* **Exercise requirements**
Without including the pictures, copy out every line below.

* **Dataset content**

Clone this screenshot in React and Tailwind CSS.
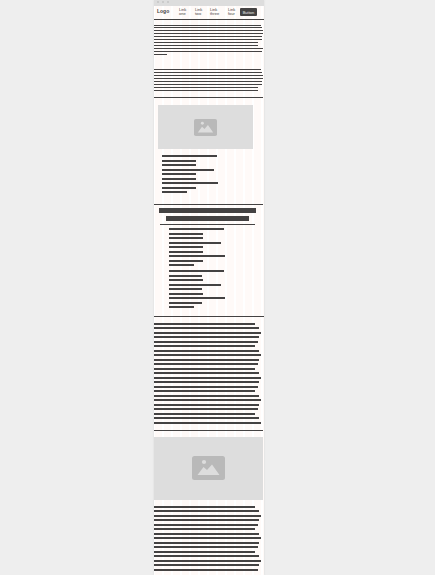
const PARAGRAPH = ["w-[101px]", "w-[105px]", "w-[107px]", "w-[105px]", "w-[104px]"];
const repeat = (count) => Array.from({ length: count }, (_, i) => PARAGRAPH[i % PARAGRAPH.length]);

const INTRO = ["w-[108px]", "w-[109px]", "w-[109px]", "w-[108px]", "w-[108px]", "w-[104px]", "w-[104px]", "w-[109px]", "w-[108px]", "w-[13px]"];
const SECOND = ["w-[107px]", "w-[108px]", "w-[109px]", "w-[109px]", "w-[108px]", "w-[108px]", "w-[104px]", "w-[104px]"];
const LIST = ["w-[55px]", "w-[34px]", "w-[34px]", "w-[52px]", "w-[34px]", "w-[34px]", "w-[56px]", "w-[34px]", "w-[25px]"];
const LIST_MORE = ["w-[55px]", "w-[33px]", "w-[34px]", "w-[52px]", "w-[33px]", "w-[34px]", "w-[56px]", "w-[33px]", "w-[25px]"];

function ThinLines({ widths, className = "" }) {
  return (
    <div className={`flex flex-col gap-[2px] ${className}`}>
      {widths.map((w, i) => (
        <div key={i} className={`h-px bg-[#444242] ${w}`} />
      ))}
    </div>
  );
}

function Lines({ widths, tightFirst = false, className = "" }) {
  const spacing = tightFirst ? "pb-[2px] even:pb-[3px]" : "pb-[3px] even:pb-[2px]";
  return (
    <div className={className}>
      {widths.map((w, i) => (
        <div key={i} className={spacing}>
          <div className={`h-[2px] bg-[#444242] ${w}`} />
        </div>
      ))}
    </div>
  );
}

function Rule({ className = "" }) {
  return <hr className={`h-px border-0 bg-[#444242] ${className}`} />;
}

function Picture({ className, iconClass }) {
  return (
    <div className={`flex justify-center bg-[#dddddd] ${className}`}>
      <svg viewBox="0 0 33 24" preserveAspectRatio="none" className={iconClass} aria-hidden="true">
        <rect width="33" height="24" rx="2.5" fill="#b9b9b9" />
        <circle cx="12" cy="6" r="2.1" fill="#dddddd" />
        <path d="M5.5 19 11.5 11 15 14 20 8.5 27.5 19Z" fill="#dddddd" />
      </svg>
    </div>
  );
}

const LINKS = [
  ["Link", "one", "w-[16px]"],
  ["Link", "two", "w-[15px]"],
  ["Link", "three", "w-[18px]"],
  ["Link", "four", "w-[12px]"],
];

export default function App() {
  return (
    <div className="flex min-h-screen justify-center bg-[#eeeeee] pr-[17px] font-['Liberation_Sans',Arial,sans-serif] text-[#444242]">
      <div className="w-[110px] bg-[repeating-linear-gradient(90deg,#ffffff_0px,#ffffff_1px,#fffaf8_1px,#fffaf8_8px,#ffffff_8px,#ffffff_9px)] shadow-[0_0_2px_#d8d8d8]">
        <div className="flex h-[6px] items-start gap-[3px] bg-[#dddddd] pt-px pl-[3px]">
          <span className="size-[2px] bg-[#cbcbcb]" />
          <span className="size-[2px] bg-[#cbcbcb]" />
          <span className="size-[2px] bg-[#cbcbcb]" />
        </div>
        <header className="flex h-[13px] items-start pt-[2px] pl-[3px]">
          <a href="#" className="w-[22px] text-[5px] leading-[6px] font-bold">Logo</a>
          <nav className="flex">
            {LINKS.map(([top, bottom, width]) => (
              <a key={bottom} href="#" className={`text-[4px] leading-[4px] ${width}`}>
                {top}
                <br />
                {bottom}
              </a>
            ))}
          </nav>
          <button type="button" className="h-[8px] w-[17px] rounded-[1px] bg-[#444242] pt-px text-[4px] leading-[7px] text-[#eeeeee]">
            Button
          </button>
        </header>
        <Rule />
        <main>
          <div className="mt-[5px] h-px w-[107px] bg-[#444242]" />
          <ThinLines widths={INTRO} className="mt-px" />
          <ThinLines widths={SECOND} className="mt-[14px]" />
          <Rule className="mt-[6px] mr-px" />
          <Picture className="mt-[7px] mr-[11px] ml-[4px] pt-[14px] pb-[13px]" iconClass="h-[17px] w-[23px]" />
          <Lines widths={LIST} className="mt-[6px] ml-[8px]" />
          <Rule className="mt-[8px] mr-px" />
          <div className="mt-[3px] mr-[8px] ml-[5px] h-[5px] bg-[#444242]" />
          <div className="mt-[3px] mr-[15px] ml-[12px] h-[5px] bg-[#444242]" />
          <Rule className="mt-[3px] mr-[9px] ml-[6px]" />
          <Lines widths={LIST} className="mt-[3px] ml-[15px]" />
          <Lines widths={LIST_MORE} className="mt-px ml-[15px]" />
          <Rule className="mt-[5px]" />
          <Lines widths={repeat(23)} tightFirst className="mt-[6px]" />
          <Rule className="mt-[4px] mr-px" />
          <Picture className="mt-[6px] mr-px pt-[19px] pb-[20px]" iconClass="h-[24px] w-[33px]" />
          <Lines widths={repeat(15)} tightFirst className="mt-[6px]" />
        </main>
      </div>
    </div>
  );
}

* **Solution to the exercise**
Clone this screenshot in React and Tailwind CSS.
const PARAGRAPH = ["w-[101px]", "w-[105px]", "w-[107px]", "w-[105px]", "w-[104px]"];
const repeat = (count) => Array.from({ length: count }, (_, i) => PARAGRAPH[i % PARAGRAPH.length]);

const INTRO = ["w-[108px]", "w-[109px]", "w-[109px]", "w-[108px]", "w-[108px]", "w-[104px]", "w-[104px]", "w-[109px]", "w-[108px]", "w-[13px]"];
const SECOND = ["w-[107px]", "w-[108px]", "w-[109px]", "w-[109px]", "w-[108px]", "w-[108px]", "w-[104px]", "w-[104px]"];
const LIST = ["w-[55px]", "w-[34px]", "w-[34px]", "w-[52px]", "w-[34px]", "w-[34px]", "w-[56px]", "w-[34px]", "w-[25px]"];
const LIST_MORE = ["w-[55px]", "w-[33px]", "w-[34px]", "w-[52px]", "w-[33px]", "w-[34px]", "w-[56px]", "w-[33px]", "w-[25px]"];

function ThinLines({ widths, className = "" }) {
  return (
    <div className={`flex flex-col gap-[2px] ${className}`}>
      {widths.map((w, i) => (
        <div key={i} className={`h-px bg-[#444242] ${w}`} />
      ))}
    </div>
  );
}

function Lines({ widths, tightFirst = false, className = "" }) {
  const spacing = tightFirst ? "pb-[2px] even:pb-[3px]" : "pb-[3px] even:pb-[2px]";
  return (
    <div className={className}>
      {widths.map((w, i) => (
        <div key={i} className={spacing}>
          <div className={`h-[2px] bg-[#444242] ${w}`} />
        </div>
      ))}
    </div>
  );
}

function Rule({ className = "" }) {
  return <hr className={`h-px border-0 bg-[#444242] ${className}`} />;
}

function Picture({ className, iconClass }) {
  return (
    <div className={`flex justify-center bg-[#dddddd] ${className}`}>
      <svg viewBox="0 0 33 24" preserveAspectRatio="none" className={iconClass} aria-hidden="true">
        <rect width="33" height="24" rx="2.5" fill="#b9b9b9" />
        <circle cx="12" cy="6" r="2.1" fill="#dddddd" />
        <path d="M5.5 19 11.5 11 15 14 20 8.5 27.5 19Z" fill="#dddddd" />
      </svg>
    </div>
  );
}

const LINKS = [
  ["Link", "one", "w-[16px]"],
  ["Link", "two", "w-[15px]"],
  ["Link", "three", "w-[18px]"],
  ["Link", "four", "w-[12px]"],
];

export default function App() {
  return (
    <div className="flex min-h-screen justify-center bg-[#eeeeee] pr-[17px] font-['Liberation_Sans',Arial,sans-serif] text-[#444242]">
      <div className="w-[110px] bg-[repeating-linear-gradient(90deg,#ffffff_0px,#ffffff_1px,#fffaf8_1px,#fffaf8_8px,#ffffff_8px,#ffffff_9px)] shadow-[0_0_2px_#d8d8d8]">
        <div className="flex h-[6px] items-start gap-[3px] bg-[#dddddd] pt-px pl-[3px]">
          <span className="size-[2px] bg-[#cbcbcb]" />
          <span className="size-[2px] bg-[#cbcbcb]" />
          <span className="size-[2px] bg-[#cbcbcb]" />
        </div>
        <header className="flex h-[13px] items-start pt-[2px] pl-[3px]">
          <a href="#" className="w-[22px] text-[5px] leading-[6px] font-bold">Logo</a>
          <nav className="flex">
            {LINKS.map(([top, bottom, width]) => (
              <a key={bottom} href="#" className={`text-[4px] leading-[4px] ${width}`}>
                {top}
                <br />
                {bottom}
              </a>
            ))}
          </nav>
          <button type="button" className="h-[8px] w-[17px] rounded-[1px] bg-[#444242] pt-px text-[4px] leading-[7px] text-[#eeeeee]">
            Button
          </button>
        </header>
        <Rule />
        <main>
          <div className="mt-[5px] h-px w-[107px] bg-[#444242]" />
          <ThinLines widths={INTRO} className="mt-px" />
          <ThinLines widths={SECOND} className="mt-[14px]" />
          <Rule className="mt-[6px] mr-px" />
          <Picture className="mt-[7px] mr-[11px] ml-[4px] pt-[14px] pb-[13px]" iconClass="h-[17px] w-[23px]" />
          <Lines widths={LIST} className="mt-[6px] ml-[8px]" />
          <Rule className="mt-[8px] mr-px" />
          <div className="mt-[3px] mr-[8px] ml-[5px] h-[5px] bg-[#444242]" />
          <div className="mt-[3px] mr-[15px] ml-[12px] h-[5px] bg-[#444242]" />
          <Rule className="mt-[3px] mr-[9px] ml-[6px]" />
          <Lines widths={LIST} className="mt-[3px] ml-[15px]" />
          <Lines widths={LIST_MORE} className="mt-px ml-[15px]" />
          <Rule className="mt-[5px]" />
          <Lines widths={repeat(23)} tightFirst className="mt-[6px]" />
          <Rule className="mt-[4px] mr-px" />
          <Picture className="mt-[6px] mr-px pt-[19px] pb-[20px]" iconClass="h-[24px] w-[33px]" />
          <Lines widths={repeat(15)} tightFirst className="mt-[6px]" />
        </main>
      </div>
    </div>
  );
}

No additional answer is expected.